Requirement:
Carry none of the pictures over; set down the material below exactly.

Material provided:
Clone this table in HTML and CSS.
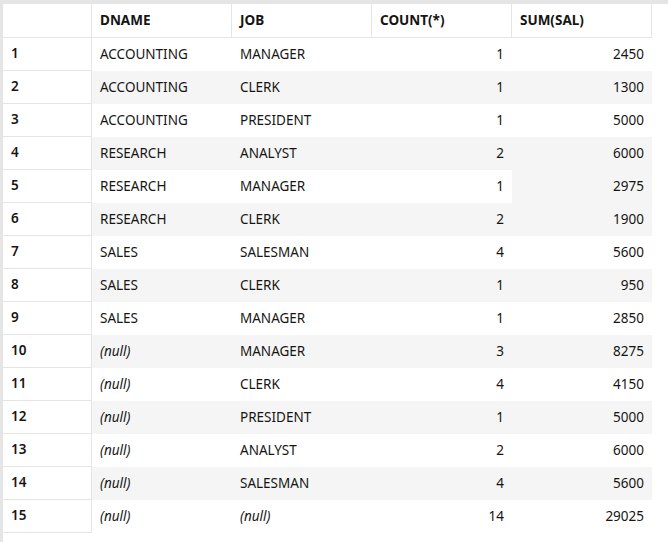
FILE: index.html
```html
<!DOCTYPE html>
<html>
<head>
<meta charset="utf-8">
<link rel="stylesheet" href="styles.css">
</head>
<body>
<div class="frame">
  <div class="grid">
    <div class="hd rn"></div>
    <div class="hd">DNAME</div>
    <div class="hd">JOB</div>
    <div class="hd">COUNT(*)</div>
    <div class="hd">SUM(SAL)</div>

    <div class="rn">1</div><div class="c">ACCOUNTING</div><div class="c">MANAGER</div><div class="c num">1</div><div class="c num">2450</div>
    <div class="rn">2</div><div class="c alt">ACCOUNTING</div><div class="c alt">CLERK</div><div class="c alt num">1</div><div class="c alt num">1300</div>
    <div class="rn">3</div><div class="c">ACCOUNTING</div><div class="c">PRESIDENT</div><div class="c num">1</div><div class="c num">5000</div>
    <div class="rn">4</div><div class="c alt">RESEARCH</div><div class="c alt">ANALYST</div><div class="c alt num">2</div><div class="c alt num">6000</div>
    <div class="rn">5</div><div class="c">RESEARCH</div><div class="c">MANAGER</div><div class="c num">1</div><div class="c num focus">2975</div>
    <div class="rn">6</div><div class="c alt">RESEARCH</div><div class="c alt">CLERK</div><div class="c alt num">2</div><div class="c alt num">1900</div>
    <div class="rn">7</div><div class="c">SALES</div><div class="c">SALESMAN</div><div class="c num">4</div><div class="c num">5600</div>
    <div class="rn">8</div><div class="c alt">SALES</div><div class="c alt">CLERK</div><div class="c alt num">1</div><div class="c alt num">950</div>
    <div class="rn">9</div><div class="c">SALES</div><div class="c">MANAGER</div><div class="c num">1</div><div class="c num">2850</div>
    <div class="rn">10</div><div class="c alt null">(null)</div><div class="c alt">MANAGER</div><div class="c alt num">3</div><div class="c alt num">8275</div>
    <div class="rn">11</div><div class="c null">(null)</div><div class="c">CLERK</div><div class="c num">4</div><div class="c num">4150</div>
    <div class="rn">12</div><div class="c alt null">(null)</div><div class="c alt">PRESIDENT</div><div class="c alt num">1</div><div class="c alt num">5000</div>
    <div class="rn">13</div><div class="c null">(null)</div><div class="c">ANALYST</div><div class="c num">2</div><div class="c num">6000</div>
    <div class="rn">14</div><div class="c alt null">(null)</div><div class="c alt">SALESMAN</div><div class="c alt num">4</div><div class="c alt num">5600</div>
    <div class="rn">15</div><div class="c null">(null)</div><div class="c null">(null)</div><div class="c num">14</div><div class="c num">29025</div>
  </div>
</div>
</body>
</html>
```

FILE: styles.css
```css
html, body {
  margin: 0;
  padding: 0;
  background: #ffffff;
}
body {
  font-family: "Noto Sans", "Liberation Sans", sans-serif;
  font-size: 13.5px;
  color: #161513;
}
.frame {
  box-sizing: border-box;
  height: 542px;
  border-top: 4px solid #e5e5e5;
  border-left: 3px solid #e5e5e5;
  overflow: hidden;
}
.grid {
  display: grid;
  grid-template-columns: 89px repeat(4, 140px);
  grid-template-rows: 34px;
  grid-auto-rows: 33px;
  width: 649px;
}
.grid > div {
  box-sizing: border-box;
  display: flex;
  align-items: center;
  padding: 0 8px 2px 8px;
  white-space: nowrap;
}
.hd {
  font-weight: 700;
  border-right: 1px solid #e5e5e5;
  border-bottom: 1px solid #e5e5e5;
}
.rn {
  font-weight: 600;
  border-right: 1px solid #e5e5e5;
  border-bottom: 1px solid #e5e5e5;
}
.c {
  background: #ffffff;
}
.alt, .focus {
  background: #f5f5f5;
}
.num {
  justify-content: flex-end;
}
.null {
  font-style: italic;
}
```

The response:
Clone this table in HTML and CSS.
FILE: index.html
```html
<!DOCTYPE html>
<html>
<head>
<meta charset="utf-8">
<link rel="stylesheet" href="styles.css">
</head>
<body>
<div class="frame">
  <div class="grid">
    <div class="hd rn"></div>
    <div class="hd">DNAME</div>
    <div class="hd">JOB</div>
    <div class="hd">COUNT(*)</div>
    <div class="hd">SUM(SAL)</div>

    <div class="rn">1</div><div class="c">ACCOUNTING</div><div class="c">MANAGER</div><div class="c num">1</div><div class="c num">2450</div>
    <div class="rn">2</div><div class="c alt">ACCOUNTING</div><div class="c alt">CLERK</div><div class="c alt num">1</div><div class="c alt num">1300</div>
    <div class="rn">3</div><div class="c">ACCOUNTING</div><div class="c">PRESIDENT</div><div class="c num">1</div><div class="c num">5000</div>
    <div class="rn">4</div><div class="c alt">RESEARCH</div><div class="c alt">ANALYST</div><div class="c alt num">2</div><div class="c alt num">6000</div>
    <div class="rn">5</div><div class="c">RESEARCH</div><div class="c">MANAGER</div><div class="c num">1</div><div class="c num focus">2975</div>
    <div class="rn">6</div><div class="c alt">RESEARCH</div><div class="c alt">CLERK</div><div class="c alt num">2</div><div class="c alt num">1900</div>
    <div class="rn">7</div><div class="c">SALES</div><div class="c">SALESMAN</div><div class="c num">4</div><div class="c num">5600</div>
    <div class="rn">8</div><div class="c alt">SALES</div><div class="c alt">CLERK</div><div class="c alt num">1</div><div class="c alt num">950</div>
    <div class="rn">9</div><div class="c">SALES</div><div class="c">MANAGER</div><div class="c num">1</div><div class="c num">2850</div>
    <div class="rn">10</div><div class="c alt null">(null)</div><div class="c alt">MANAGER</div><div class="c alt num">3</div><div class="c alt num">8275</div>
    <div class="rn">11</div><div class="c null">(null)</div><div class="c">CLERK</div><div class="c num">4</div><div class="c num">4150</div>
    <div class="rn">12</div><div class="c alt null">(null)</div><div class="c alt">PRESIDENT</div><div class="c alt num">1</div><div class="c alt num">5000</div>
    <div class="rn">13</div><div class="c null">(null)</div><div class="c">ANALYST</div><div class="c num">2</div><div class="c num">6000</div>
    <div class="rn">14</div><div class="c alt null">(null)</div><div class="c alt">SALESMAN</div><div class="c alt num">4</div><div class="c alt num">5600</div>
    <div class="rn">15</div><div class="c null">(null)</div><div class="c null">(null)</div><div class="c num">14</div><div class="c num">29025</div>
  </div>
</div>
</body>
</html>
```

FILE: styles.css
```css
html, body {
  margin: 0;
  padding: 0;
  background: #ffffff;
}
body {
  font-family: "Noto Sans", "Liberation Sans", sans-serif;
  font-size: 13.5px;
  color: #161513;
}
.frame {
  box-sizing: border-box;
  height: 542px;
  border-top: 4px solid #e5e5e5;
  border-left: 3px solid #e5e5e5;
  overflow: hidden;
}
.grid {
  display: grid;
  grid-template-columns: 89px repeat(4, 140px);
  grid-template-rows: 34px;
  grid-auto-rows: 33px;
  width: 649px;
}
.grid > div {
  box-sizing: border-box;
  display: flex;
  align-items: center;
  padding: 0 8px 2px 8px;
  white-space: nowrap;
}
.hd {
  font-weight: 700;
  border-right: 1px solid #e5e5e5;
  border-bottom: 1px solid #e5e5e5;
}
.rn {
  font-weight: 600;
  border-right: 1px solid #e5e5e5;
  border-bottom: 1px solid #e5e5e5;
}
.c {
  background: #ffffff;
}
.alt, .focus {
  background: #f5f5f5;
}
.num {
  justify-content: flex-end;
}
.null {
  font-style: italic;
}
```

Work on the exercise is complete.